VICENTE AMATO NETO E JACYR PASTERNAK

VICENTE AMATO NETO e JACYR PASTERNAK
Medo de morto é comum e em muitas culturas considerado um terrível perigo, com a alma pronta a instalar-se no corpo de alguém que vai ao velório.
Está certo que um famoso traficante do Rio, quando perguntado se tinha medo de morto falou que se tivesse, pois macho não teme essas coisas, seria de vivo, já que dentro do que ele conhecia, morto não atira.
Muitos desses temores refletem-se em ritos funerários para aplacar o morto e capazes de contaminar com pretextos científicos as formas de lidar com cadáveres em nossa sociedade.
Assim, a propósito de algumas doenças, a fim de enterrar o morto exige-se caixão lacrado. Isso não é muito importante na maior parte dos casos, já que se afigura muito difícil o contágio a partir do defunto velado.
Em autópsia é diferente e um estudo recente mostrou que o vírus que causa a Aids fica viável no cadáver durante períodos relativamente longos, que podem ir até uma semana.
Em outras situações, como peste bubônica e na já falecida varíola, também é possível a persistência do patógeno; a peste negra, afinal, chegou à Europa quando um grupo de genoveses foi atacado por meio de catapultas que arremessaram cadáveres da citada peste, numa das primeira aplicações práticas da guerra bacteriológica.
Com sucesso, porque os tártaros tomaram a cidade e os genoveses que fugiram levaram a enfermidade para a Europa, onde ela liquidou cerca de um terço da população.
Contudo, os riscos são muito pequenos. Tirando atitudes teatrais de ficar abraçado ao cadáver ou coisas parecidas, a maior parte das pessoas não se encosta no morto e as bactérias, vírus e piolhos, em velório, não voam.
Necropsia exige mais cuidados e patologistas e seus auxiliares têm conhecimento e protocolos que os protegem, desde que contem com recursos.
A existência do caixão lacrado e dos sussurros dos circunstantes a respeito do perigo que os ameaça liga-se ao medo do inconsciente, da morte em si, e não de um malefício real.
Cada vez menos tem-se exigido o lacramento do esquife, desejado algures quando gozadores dizem que isso é feito para ter-se absoluta certeza de que o falecido não vai ressuscitar.
A Aids vem motivando especulações, adoção de medidas antes pouco destacadas e gerando preocupações. Inclusive, fez recrudescer questões anteriormente abordadas só ocasionalmente e sem muita ênfase.
No momento, assuntos como sepultamento, velório e prevenções em autópsias tornaram-se alvos de abordagens comuns, criando a infectologia funerária.

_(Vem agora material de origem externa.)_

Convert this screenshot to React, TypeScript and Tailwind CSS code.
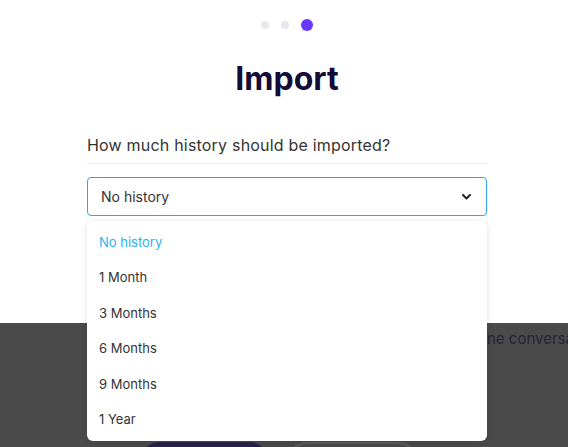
import { useState } from 'react';

const OPTIONS = ['No history', '1 Month', '3 Months', '6 Months', '9 Months', '1 Year'];

export default function App() {
  const [selected, setSelected] = useState('No history');

  return (
    <div className="relative h-[447px] w-full overflow-hidden bg-[#4a4a4a] font-['Inter',sans-serif]">
      {/* modal content */}
      <div className="h-[323px] bg-white">
        <div className="ml-[87px] w-[400px] pt-[19px]">
          <div className="flex items-center justify-center gap-[12px]">
            <span className="h-[8px] w-[8px] rounded-full bg-[#e6e6ee]" />
            <span className="h-[8px] w-[8px] rounded-full bg-[#e6e6ee]" />
            <span className="h-[12px] w-[12px] rounded-full bg-[#6637ff]" />
          </div>
          <h1 className="mt-[28px] text-center text-[32px] font-bold leading-[40px] text-[#140b36]">Import</h1>

          <p className="mt-[34px] pb-[6px] text-[16px] leading-[24px] tracking-[0.2px] text-[#333]">
            How much history should be imported?
          </p>
          <div className="h-px bg-[#eeeef0]" />

          <div className="relative mt-[13px]">
            <button className="flex h-[39px] w-full items-center justify-between rounded-[4px] border border-[#2ea8ea] bg-white pl-[13px] pr-[15px] text-left text-[14px] text-[#333]">
              <span>{selected}</span>
              <svg width="9" height="6" viewBox="0 0 9 6" fill="none">
                <path d="M1 1l3.5 3.5L8 1" stroke="#222" strokeWidth="2" strokeLinecap="round" strokeLinejoin="round" />
              </svg>
            </button>

            <ul className="absolute left-0 top-full z-10 mt-[5px] w-full rounded-[6px] bg-white pb-[4px] pt-[4px] shadow-[0_1px_6px_rgba(0,0,0,0.12)]">
              {OPTIONS.map((opt) => (
                <li
                  key={opt}
                  onClick={() => setSelected(opt)}
                  className={`flex h-[35.4px] items-center px-[12px] text-[13px] ${
                    opt === selected ? 'text-[#25b4f4]' : 'text-[#333]'
                  }`}
                >
                  {opt}
                </li>
              ))}
            </ul>
          </div>
        </div>
      </div>

      {/* dimmed page underneath */}
      <div className="flex pt-[6px] text-[15px] leading-[20px] text-[#26233d]">
        <span className="ml-[87px] w-[400px] shrink-0 text-right">Start with o</span>
        <span className="whitespace-nowrap">ne conversation at a time</span>
      </div>
      <div className="mt-[93px] flex gap-[18px] pl-[140px]">
        <div className="h-[40px] w-[129px] rounded-full bg-[#27214b]" />
        <div className="h-[40px] w-[131px] rounded-full border-2 border-[#5c5c5c]" />
      </div>
    </div>
  );
}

VICENTE AMATO NETO, 65, médico infectologista, é chefe do Departamento de Doenças Infecciosas e Parasitárias da Faculdade de Medicina da USP. Foi secretário da Saúde do Estado de São Paulo.

JACYR PASTERNAK, 53, médico infectologista, é chefe de gabinete da Superintendência do Hospital das Clínicas e membro do Grupo de Transplante de Medula Óssea do Hospital Albert Einstein.